[Data shown start]

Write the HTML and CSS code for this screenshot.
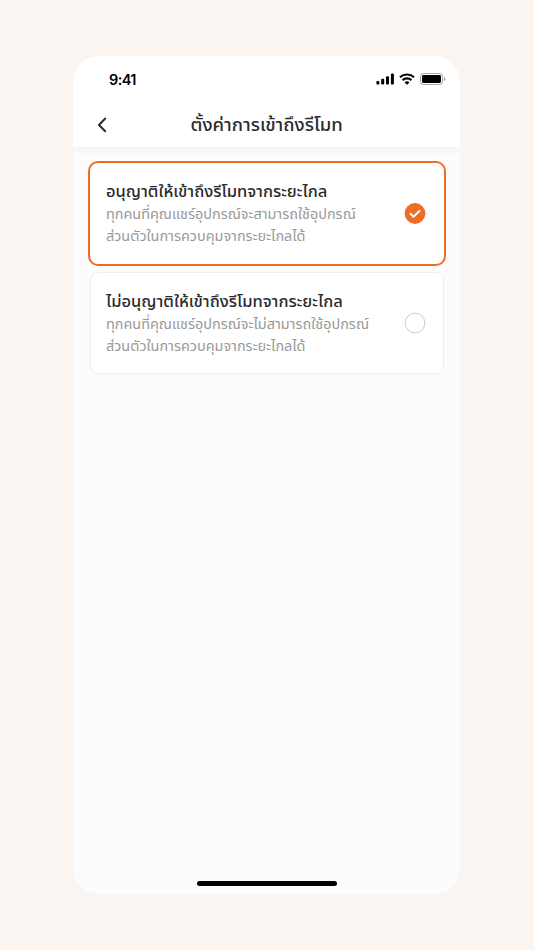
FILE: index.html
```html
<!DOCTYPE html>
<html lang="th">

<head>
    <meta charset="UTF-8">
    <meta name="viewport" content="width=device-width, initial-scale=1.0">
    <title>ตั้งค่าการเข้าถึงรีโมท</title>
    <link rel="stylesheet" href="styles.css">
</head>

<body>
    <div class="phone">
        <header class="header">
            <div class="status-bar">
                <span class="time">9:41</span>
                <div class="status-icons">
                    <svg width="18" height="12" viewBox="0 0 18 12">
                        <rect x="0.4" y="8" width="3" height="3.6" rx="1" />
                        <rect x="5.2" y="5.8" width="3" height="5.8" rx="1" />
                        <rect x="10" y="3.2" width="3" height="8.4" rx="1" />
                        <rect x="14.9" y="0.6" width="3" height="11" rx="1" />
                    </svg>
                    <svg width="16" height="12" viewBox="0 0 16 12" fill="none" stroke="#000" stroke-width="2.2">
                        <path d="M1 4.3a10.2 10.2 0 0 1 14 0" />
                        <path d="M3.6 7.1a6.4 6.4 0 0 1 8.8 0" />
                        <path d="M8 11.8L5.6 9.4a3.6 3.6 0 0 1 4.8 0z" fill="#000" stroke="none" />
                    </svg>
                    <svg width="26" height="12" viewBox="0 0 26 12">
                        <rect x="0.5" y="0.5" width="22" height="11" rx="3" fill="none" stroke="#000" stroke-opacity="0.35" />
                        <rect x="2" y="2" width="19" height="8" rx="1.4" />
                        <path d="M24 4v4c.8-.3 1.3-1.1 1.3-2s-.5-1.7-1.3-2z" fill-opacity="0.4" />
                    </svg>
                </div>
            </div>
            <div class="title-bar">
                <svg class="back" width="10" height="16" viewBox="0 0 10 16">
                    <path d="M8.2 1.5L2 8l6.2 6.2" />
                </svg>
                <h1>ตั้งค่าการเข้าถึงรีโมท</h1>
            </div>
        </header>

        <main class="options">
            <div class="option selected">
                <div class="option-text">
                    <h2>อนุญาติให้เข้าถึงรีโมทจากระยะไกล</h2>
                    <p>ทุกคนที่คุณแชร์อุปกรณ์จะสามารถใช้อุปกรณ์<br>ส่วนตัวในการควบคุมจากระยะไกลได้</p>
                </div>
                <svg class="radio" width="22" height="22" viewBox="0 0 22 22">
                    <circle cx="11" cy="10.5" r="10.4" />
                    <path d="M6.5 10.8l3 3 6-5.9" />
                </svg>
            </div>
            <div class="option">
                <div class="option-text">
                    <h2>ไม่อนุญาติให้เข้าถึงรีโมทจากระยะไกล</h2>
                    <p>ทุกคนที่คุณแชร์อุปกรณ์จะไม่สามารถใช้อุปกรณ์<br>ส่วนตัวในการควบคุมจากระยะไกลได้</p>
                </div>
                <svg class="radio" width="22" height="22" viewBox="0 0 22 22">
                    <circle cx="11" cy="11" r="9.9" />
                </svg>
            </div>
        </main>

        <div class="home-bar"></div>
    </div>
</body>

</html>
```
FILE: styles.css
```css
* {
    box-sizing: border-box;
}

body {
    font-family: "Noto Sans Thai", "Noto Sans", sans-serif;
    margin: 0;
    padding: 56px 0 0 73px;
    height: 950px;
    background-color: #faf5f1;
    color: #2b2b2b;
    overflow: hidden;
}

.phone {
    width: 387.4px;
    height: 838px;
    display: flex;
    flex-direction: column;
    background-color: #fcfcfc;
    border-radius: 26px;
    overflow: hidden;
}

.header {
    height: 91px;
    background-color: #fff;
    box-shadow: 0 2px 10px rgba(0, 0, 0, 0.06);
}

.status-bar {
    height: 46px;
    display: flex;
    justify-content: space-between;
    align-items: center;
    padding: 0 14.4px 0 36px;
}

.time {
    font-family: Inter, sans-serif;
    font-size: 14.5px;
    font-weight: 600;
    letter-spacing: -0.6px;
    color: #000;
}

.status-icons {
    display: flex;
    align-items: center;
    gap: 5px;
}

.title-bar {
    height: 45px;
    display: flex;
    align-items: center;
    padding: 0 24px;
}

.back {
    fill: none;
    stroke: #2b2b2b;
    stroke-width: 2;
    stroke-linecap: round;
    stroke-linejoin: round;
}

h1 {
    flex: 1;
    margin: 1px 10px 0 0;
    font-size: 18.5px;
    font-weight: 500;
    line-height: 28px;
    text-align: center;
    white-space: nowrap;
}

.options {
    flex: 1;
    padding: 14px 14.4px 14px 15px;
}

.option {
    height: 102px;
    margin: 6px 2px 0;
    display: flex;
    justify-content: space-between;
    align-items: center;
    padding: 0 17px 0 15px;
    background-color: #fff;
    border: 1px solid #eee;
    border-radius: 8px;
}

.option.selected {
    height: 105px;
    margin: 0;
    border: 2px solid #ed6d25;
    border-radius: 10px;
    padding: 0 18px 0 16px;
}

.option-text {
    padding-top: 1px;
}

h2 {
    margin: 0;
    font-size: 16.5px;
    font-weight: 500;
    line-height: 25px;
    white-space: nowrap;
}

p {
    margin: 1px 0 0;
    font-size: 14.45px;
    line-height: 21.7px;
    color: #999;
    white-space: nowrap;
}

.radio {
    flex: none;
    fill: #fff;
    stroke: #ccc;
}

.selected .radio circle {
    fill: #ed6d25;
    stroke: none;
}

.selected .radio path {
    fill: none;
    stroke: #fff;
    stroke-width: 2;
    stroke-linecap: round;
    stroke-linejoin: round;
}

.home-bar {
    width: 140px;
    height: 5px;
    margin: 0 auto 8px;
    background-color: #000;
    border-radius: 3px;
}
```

[Data shown end]

- [Stated problem]
The data above needs to be retyped exactly, with the images left out.

- [Finished exercise]
Write the HTML and CSS code for this screenshot.
FILE: index.html
```html
<!DOCTYPE html>
<html lang="th">

<head>
    <meta charset="UTF-8">
    <meta name="viewport" content="width=device-width, initial-scale=1.0">
    <title>ตั้งค่าการเข้าถึงรีโมท</title>
    <link rel="stylesheet" href="styles.css">
</head>

<body>
    <div class="phone">
        <header class="header">
            <div class="status-bar">
                <span class="time">9:41</span>
                <div class="status-icons">
                    <svg width="18" height="12" viewBox="0 0 18 12">
                        <rect x="0.4" y="8" width="3" height="3.6" rx="1" />
                        <rect x="5.2" y="5.8" width="3" height="5.8" rx="1" />
                        <rect x="10" y="3.2" width="3" height="8.4" rx="1" />
                        <rect x="14.9" y="0.6" width="3" height="11" rx="1" />
                    </svg>
                    <svg width="16" height="12" viewBox="0 0 16 12" fill="none" stroke="#000" stroke-width="2.2">
                        <path d="M1 4.3a10.2 10.2 0 0 1 14 0" />
                        <path d="M3.6 7.1a6.4 6.4 0 0 1 8.8 0" />
                        <path d="M8 11.8L5.6 9.4a3.6 3.6 0 0 1 4.8 0z" fill="#000" stroke="none" />
                    </svg>
                    <svg width="26" height="12" viewBox="0 0 26 12">
                        <rect x="0.5" y="0.5" width="22" height="11" rx="3" fill="none" stroke="#000" stroke-opacity="0.35" />
                        <rect x="2" y="2" width="19" height="8" rx="1.4" />
                        <path d="M24 4v4c.8-.3 1.3-1.1 1.3-2s-.5-1.7-1.3-2z" fill-opacity="0.4" />
                    </svg>
                </div>
            </div>
            <div class="title-bar">
                <svg class="back" width="10" height="16" viewBox="0 0 10 16">
                    <path d="M8.2 1.5L2 8l6.2 6.2" />
                </svg>
                <h1>ตั้งค่าการเข้าถึงรีโมท</h1>
            </div>
        </header>

        <main class="options">
            <div class="option selected">
                <div class="option-text">
                    <h2>อนุญาติให้เข้าถึงรีโมทจากระยะไกล</h2>
                    <p>ทุกคนที่คุณแชร์อุปกรณ์จะสามารถใช้อุปกรณ์<br>ส่วนตัวในการควบคุมจากระยะไกลได้</p>
                </div>
                <svg class="radio" width="22" height="22" viewBox="0 0 22 22">
                    <circle cx="11" cy="10.5" r="10.4" />
                    <path d="M6.5 10.8l3 3 6-5.9" />
                </svg>
            </div>
            <div class="option">
                <div class="option-text">
                    <h2>ไม่อนุญาติให้เข้าถึงรีโมทจากระยะไกล</h2>
                    <p>ทุกคนที่คุณแชร์อุปกรณ์จะไม่สามารถใช้อุปกรณ์<br>ส่วนตัวในการควบคุมจากระยะไกลได้</p>
                </div>
                <svg class="radio" width="22" height="22" viewBox="0 0 22 22">
                    <circle cx="11" cy="11" r="9.9" />
                </svg>
            </div>
        </main>

        <div class="home-bar"></div>
    </div>
</body>

</html>
```
FILE: styles.css
```css
* {
    box-sizing: border-box;
}

body {
    font-family: "Noto Sans Thai", "Noto Sans", sans-serif;
    margin: 0;
    padding: 56px 0 0 73px;
    height: 950px;
    background-color: #faf5f1;
    color: #2b2b2b;
    overflow: hidden;
}

.phone {
    width: 387.4px;
    height: 838px;
    display: flex;
    flex-direction: column;
    background-color: #fcfcfc;
    border-radius: 26px;
    overflow: hidden;
}

.header {
    height: 91px;
    background-color: #fff;
    box-shadow: 0 2px 10px rgba(0, 0, 0, 0.06);
}

.status-bar {
    height: 46px;
    display: flex;
    justify-content: space-between;
    align-items: center;
    padding: 0 14.4px 0 36px;
}

.time {
    font-family: Inter, sans-serif;
    font-size: 14.5px;
    font-weight: 600;
    letter-spacing: -0.6px;
    color: #000;
}

.status-icons {
    display: flex;
    align-items: center;
    gap: 5px;
}

.title-bar {
    height: 45px;
    display: flex;
    align-items: center;
    padding: 0 24px;
}

.back {
    fill: none;
    stroke: #2b2b2b;
    stroke-width: 2;
    stroke-linecap: round;
    stroke-linejoin: round;
}

h1 {
    flex: 1;
    margin: 1px 10px 0 0;
    font-size: 18.5px;
    font-weight: 500;
    line-height: 28px;
    text-align: center;
    white-space: nowrap;
}

.options {
    flex: 1;
    padding: 14px 14.4px 14px 15px;
}

.option {
    height: 102px;
    margin: 6px 2px 0;
    display: flex;
    justify-content: space-between;
    align-items: center;
    padding: 0 17px 0 15px;
    background-color: #fff;
    border: 1px solid #eee;
    border-radius: 8px;
}

.option.selected {
    height: 105px;
    margin: 0;
    border: 2px solid #ed6d25;
    border-radius: 10px;
    padding: 0 18px 0 16px;
}

.option-text {
    padding-top: 1px;
}

h2 {
    margin: 0;
    font-size: 16.5px;
    font-weight: 500;
    line-height: 25px;
    white-space: nowrap;
}

p {
    margin: 1px 0 0;
    font-size: 14.45px;
    line-height: 21.7px;
    color: #999;
    white-space: nowrap;
}

.radio {
    flex: none;
    fill: #fff;
    stroke: #ccc;
}

.selected .radio circle {
    fill: #ed6d25;
    stroke: none;
}

.selected .radio path {
    fill: none;
    stroke: #fff;
    stroke-width: 2;
    stroke-linecap: round;
    stroke-linejoin: round;
}

.home-bar {
    width: 140px;
    height: 5px;
    margin: 0 auto 8px;
    background-color: #000;
    border-radius: 3px;
}
```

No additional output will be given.